A satellite of mass m is orbiting the earth in a circular orbit at a height 2R abvoe earth surface where R is the radius of the earth. If it starts losing energy at a constant rate `beta`, then it will fall on the earth surface after the time `t=(GMm)/(nbetaR)`. Assuming that the satellite is approximately in a circular orbit at all times, find the value of n.

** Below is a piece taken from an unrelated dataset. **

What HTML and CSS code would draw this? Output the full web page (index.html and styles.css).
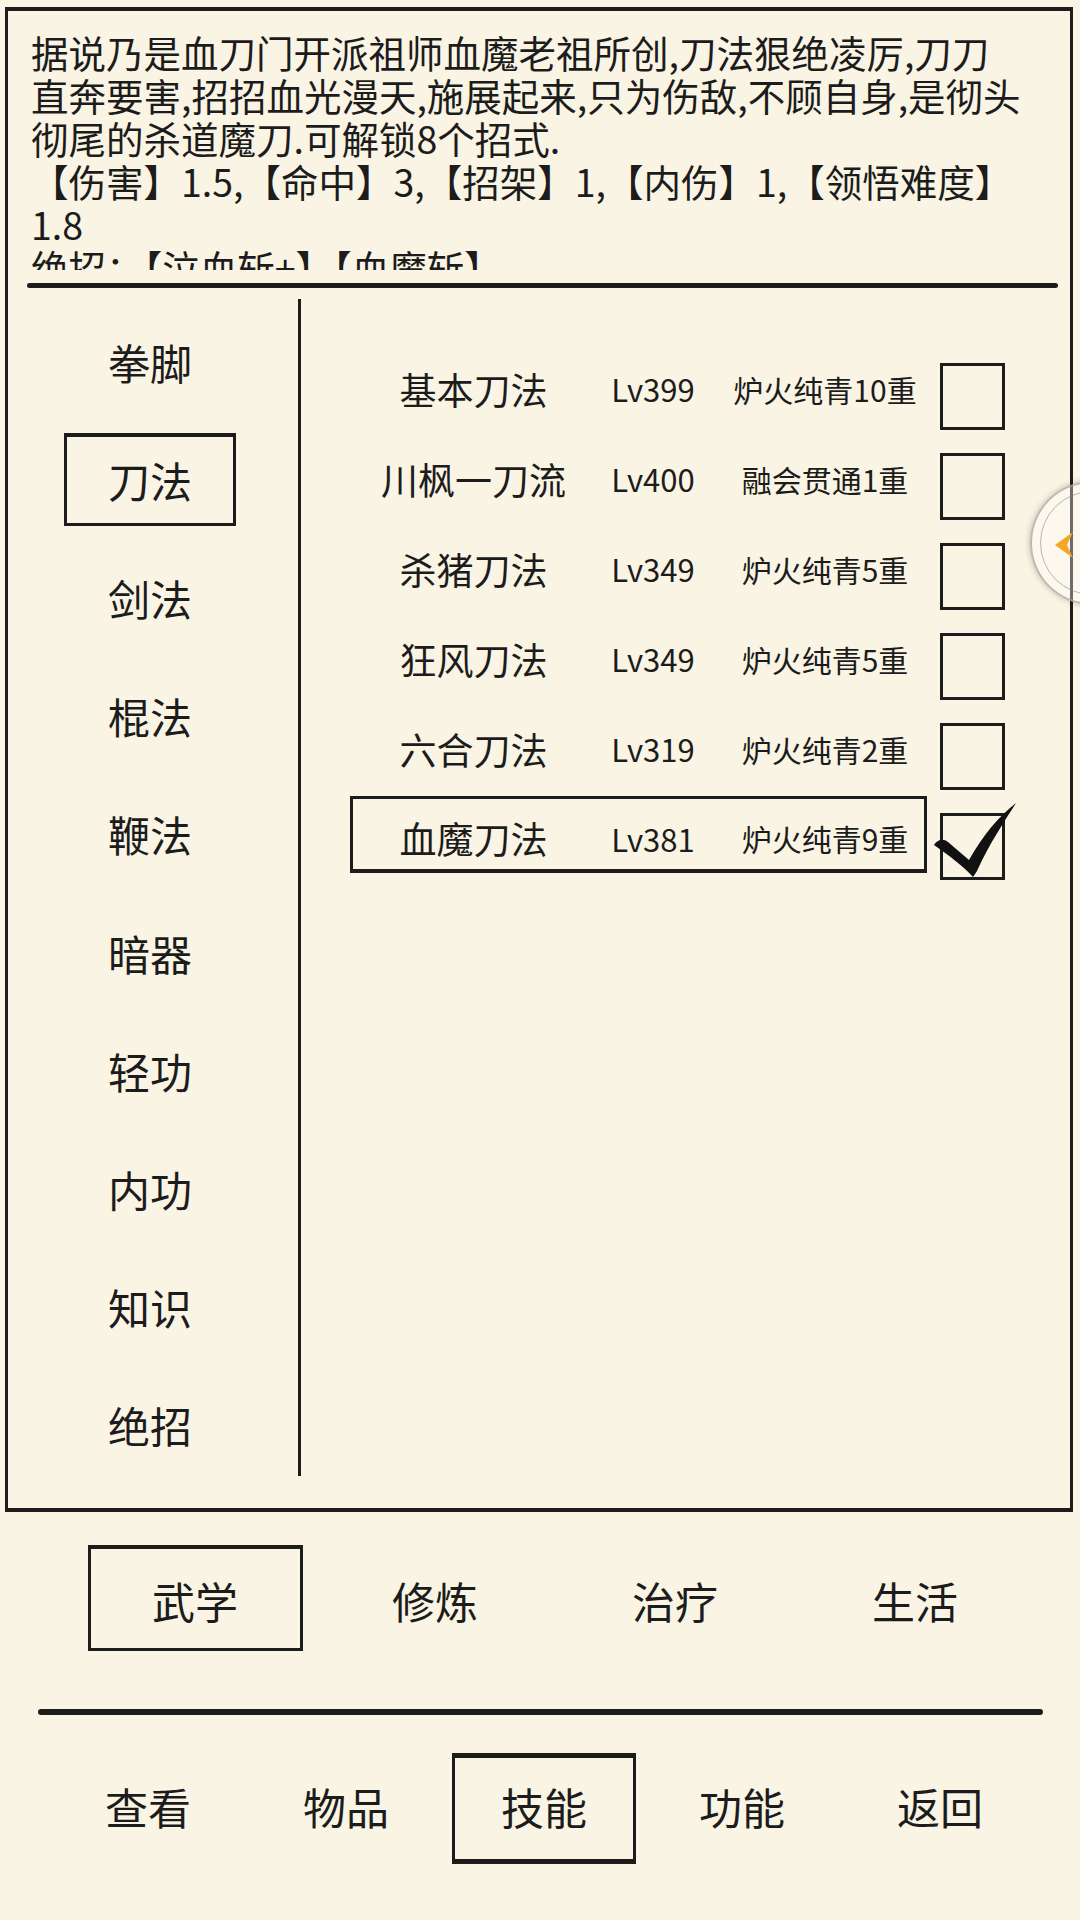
FILE: index.html
```html
<!DOCTYPE html>
<html lang="zh-CN">
<head>
    <meta charset="UTF-8">
    <meta name="viewport" content="width=device-width, initial-scale=1.0">
    <title>技能 - 武学</title>
    <link rel="stylesheet" href="styles.css">
</head>
<body>
    <div class="screen">
        <div class="frame">
            <div class="desc">
                <p class="desc-text">
                    据说乃是血刀门开派祖师血魔老祖所创,刀法狠绝凌厉,刀刀<br>
                    直奔要害,招招血光漫天,施展起来,只为伤敌,不顾自身,是彻头<br>
                    彻尾的杀道魔刀.可解锁8个招式.<br>
                    【伤害】1.5,【命中】3,【招架】1,【内伤】1,【领悟难度】<br>
                    1.8<br>
                    绝招：【泣血斩+】【血魔斩】<br>
                    招式：【血刀经】
                </p>
            </div>
            <div class="rule rule-top"></div>
            <div class="main">
                <ul class="cats">
                    <li><span>拳脚</span></li>
                    <li class="active"><span>刀法</span></li>
                    <li><span>剑法</span></li>
                    <li><span>棍法</span></li>
                    <li><span>鞭法</span></li>
                    <li><span>暗器</span></li>
                    <li><span>轻功</span></li>
                    <li><span>内功</span></li>
                    <li><span>知识</span></li>
                    <li><span>绝招</span></li>
                </ul>
                <div class="skills">
                    <div class="skill-row">
                        <div class="skill-info">
                            <span class="skill-name">基本刀法</span>
                            <span class="skill-lv">Lv399</span>
                            <span class="skill-stage">炉火纯青10重</span>
                        </div>
                        <div class="check"></div>
                    </div>
                    <div class="skill-row">
                        <div class="skill-info">
                            <span class="skill-name">川枫一刀流</span>
                            <span class="skill-lv">Lv400</span>
                            <span class="skill-stage">融会贯通1重</span>
                        </div>
                        <div class="check"></div>
                    </div>
                    <div class="skill-row">
                        <div class="skill-info">
                            <span class="skill-name">杀猪刀法</span>
                            <span class="skill-lv">Lv349</span>
                            <span class="skill-stage">炉火纯青5重</span>
                        </div>
                        <div class="check"></div>
                    </div>
                    <div class="skill-row">
                        <div class="skill-info">
                            <span class="skill-name">狂风刀法</span>
                            <span class="skill-lv">Lv349</span>
                            <span class="skill-stage">炉火纯青5重</span>
                        </div>
                        <div class="check"></div>
                    </div>
                    <div class="skill-row">
                        <div class="skill-info">
                            <span class="skill-name">六合刀法</span>
                            <span class="skill-lv">Lv319</span>
                            <span class="skill-stage">炉火纯青2重</span>
                        </div>
                        <div class="check"></div>
                    </div>
                    <div class="skill-row selected">
                        <div class="skill-info">
                            <span class="skill-name">血魔刀法</span>
                            <span class="skill-lv">Lv381</span>
                            <span class="skill-stage">炉火纯青9重</span>
                        </div>
                        <div class="check">
                            <svg class="tick" viewBox="-10 -14 95 85">
                                <path d="M-6 32 C-3 27 3 25 8 29 L29 47 C43 22 59 3 76 -10 C66 6 49 31 37 58 L33 64 C22 52 8 42 -6 32 Z"/>
                            </svg>
                        </div>
                    </div>
                </div>
            </div>
        </div>

        <div class="tabs">
            <div class="tab active"><span>武学</span></div>
            <div class="tab"><span>修炼</span></div>
            <div class="tab"><span>治疗</span></div>
            <div class="tab"><span>生活</span></div>
        </div>

        <div class="rule rule-bottom"></div>

        <nav class="nav">
            <div class="nav-item"><span>查看</span></div>
            <div class="nav-item"><span>物品</span></div>
            <div class="nav-item active"><span>技能</span></div>
            <div class="nav-item"><span>功能</span></div>
            <div class="nav-item"><span>返回</span></div>
        </nav>

        <div class="side-tab">
            <svg class="side-arrow" viewBox="0 0 20 28">
                <polygon points="0,14 18,1 12,14 18,27"/>
            </svg>
        </div>
    </div>
</body>
</html>
```

FILE: styles.css
```css
body {
    margin: 0;
    padding: 0;
    background-color: #faf4e4;
    font-family: "Noto Sans CJK SC", "Noto Sans", sans-serif;
    color: #1c1c1c;
}
.screen {
    position: relative;
    width: 1080px;
    height: 1920px;
    overflow: hidden;
}
.frame {
    margin: 7px 7px 0 5px;
    height: 1505px;
    box-sizing: border-box;
    border: 3px solid #1c1c1c;
    border-top-width: 4px;
    border-bottom-width: 4px;
}
.desc {
    height: 272px;
    padding: 11px 0 0 23px;
    box-sizing: border-box;
}
.desc-text {
    margin: 0;
    padding-top: 8px;
    height: 248px;
    box-sizing: border-box;
    overflow: hidden;
    font-size: 37.5px;
    line-height: 43px;
    white-space: nowrap;
}
.rule {
    background-color: #1c1c1c;
    border-radius: 3px;
}
.rule-top {
    height: 5px;
    margin: 0 12px 0 19px;
}
.main {
    display: flex;
    height: 1220px;
}
.cats {
    list-style: none;
    margin: 11px 0 0;
    padding: 3px 6px 0 0;
    width: 293px;
    height: 1177px;
    box-sizing: border-box;
    border-right: 3px solid #1c1c1c;
}
.cats li {
    height: 118.2px;
    display: flex;
    align-items: center;
    justify-content: center;
    font-size: 42px;
}
.cats li span {
    width: 172px;
    height: 93px;
    box-sizing: border-box;
    border: 3px solid transparent;
    display: flex;
    align-items: center;
    justify-content: center;
}
.cats li.active span {
    border-color: #1c1c1c;
    border-top-width: 4px;
}
.skills {
    flex: 1;
    padding: 51px 0 0 49px;
}
.skill-row {
    display: flex;
    align-items: center;
    height: 90px;
}
.skill-info {
    display: grid;
    grid-template-columns: 241px 118px 212px;
    align-items: center;
    width: 577px;
    height: 77px;
    box-sizing: border-box;
    border: 3px solid transparent;
    padding-top: 9px;
}
.skill-row.selected .skill-info {
    border-color: #1c1c1c;
    border-bottom-width: 4px;
}
.skill-name {
    text-align: center;
    font-size: 37px;
}
.skill-lv {
    text-align: center;
    font-size: 31px;
}
.skill-stage {
    text-align: center;
    font-size: 30px;
    padding-left: 14px;
}
.check {
    position: relative;
    width: 65px;
    height: 67px;
    margin: 25px 0 0 13px;
    box-sizing: border-box;
    border: 3px solid #1c1c1c;
}
.tick {
    position: absolute;
    left: -13px;
    top: -17px;
    width: 95px;
    height: 85px;
    fill: #111;
}
.tabs {
    display: flex;
    margin: 33px 0 0 75px;
}
.tab {
    width: 240px;
    height: 106px;
    display: flex;
    justify-content: center;
    font-size: 43px;
}
.tab span {
    width: 215px;
    height: 106px;
    box-sizing: border-box;
    border: 3px solid transparent;
    display: flex;
    align-items: center;
    justify-content: center;
    padding-top: 3px;
}
.tab.active span {
    border-color: #1c1c1c;
    border-top-width: 4px;
}
.rule-bottom {
    height: 6px;
    width: 1005px;
    margin: 58px 0 0 38px;
}
.nav {
    display: flex;
    margin: 38px 0 0 49px;
}
.nav-item {
    width: 198px;
    height: 111px;
    display: flex;
    justify-content: center;
    font-size: 43px;
}
.nav-item span {
    width: 184px;
    height: 111px;
    box-sizing: border-box;
    border: 3px solid transparent;
    display: flex;
    align-items: center;
    justify-content: center;
    padding-bottom: 6px;
}
.nav-item.active span {
    border-color: #1c1c1c;
    border-top-width: 5px;
    border-bottom-width: 5px;
}
.side-tab {
    position: absolute;
    left: 1030px;
    top: 481px;
    width: 124px;
    height: 124px;
    box-sizing: border-box;
    border-radius: 50%;
    border: 2px solid rgba(160, 160, 150, 0.7);
    background-color: rgba(255, 255, 255, 0.35);
    box-shadow: 0 0 6px rgba(0, 0, 0, 0.25);
}
.side-tab::before {
    content: "";
    position: absolute;
    top: 8px;
    left: 8px;
    right: 8px;
    bottom: 8px;
    border-radius: 50%;
    border: 1.5px solid rgba(120, 130, 130, 0.55);
}
.side-arrow {
    position: absolute;
    left: 23px;
    top: 48px;
    width: 20px;
    height: 28px;
    fill: #f5a623;
}
```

To solve the problem, we need to analyze the energy changes of a satellite in a circular orbit around the Earth as it loses energy at a constant rate and eventually falls to the Earth's surface. ### Step-by-Step Solution: 1. **Understanding the Initial and Final Conditions:** - The satellite is at a height of \(2R\) above the Earth's surface. Therefore, the distance from the center of the Earth is \(3R\) (since the radius of the Earth is \(R\)). - The satellite will eventually fall to the Earth's surface, which is at a distance of \(R\) from the center of the Earth. 2. **Total Energy of the Satellite:** - The total mechanical energy \(E\) of a satellite in orbit is given by: \[ E = -\frac{GMm}{2r} \] - For the initial position (at \(3R\)): \[ E_i = -\frac{GMm}{2 \times 3R} = -\frac{GMm}{6R} \] - For the final position (at \(R\)): \[ E_f = -\frac{GMm}{2R} \] 3. **Change in Energy:** - The change in energy as the satellite falls from its initial position to the final position can be expressed as: \[ E_f - E_i = -\frac{GMm}{2R} - \left(-\frac{GMm}{6R}\right) \] - Simplifying this: \[ E_f - E_i = -\frac{GMm}{2R} + \frac{GMm}{6R} = -\frac{3GMm}{6R} + \frac{GMm}{6R} = -\frac{2GMm}{6R} = -\frac{GMm}{3R} \] 4. **Rate of Energy Loss:** - The rate of energy loss is given as \(-\beta\). Therefore, we can write: \[ \frac{dE}{dt} = -\beta \] - This implies: \[ dE = -\beta dt \] 5. **Integrating the Energy Change:** - Integrating from the initial energy \(E_i\) to the final energy \(E_f\): \[ E_f - E_i = -\beta t \] - Substituting the change in energy: \[ -\frac{GMm}{3R} = -\beta t \] - Rearranging gives: \[ t = \frac{GMm}{3\beta R} \] 6. **Comparing with Given Time Expression:** - The problem states that the time \(t\) can also be expressed as: \[ t = \frac{GMm}{n\beta R} \] - By comparing both expressions for \(t\): \[ \frac{GMm}{3\beta R} = \frac{GMm}{n\beta R} \] - This leads to: \[ n = 3 \] ### Final Answer: Thus, the value of \(n\) is \(3\).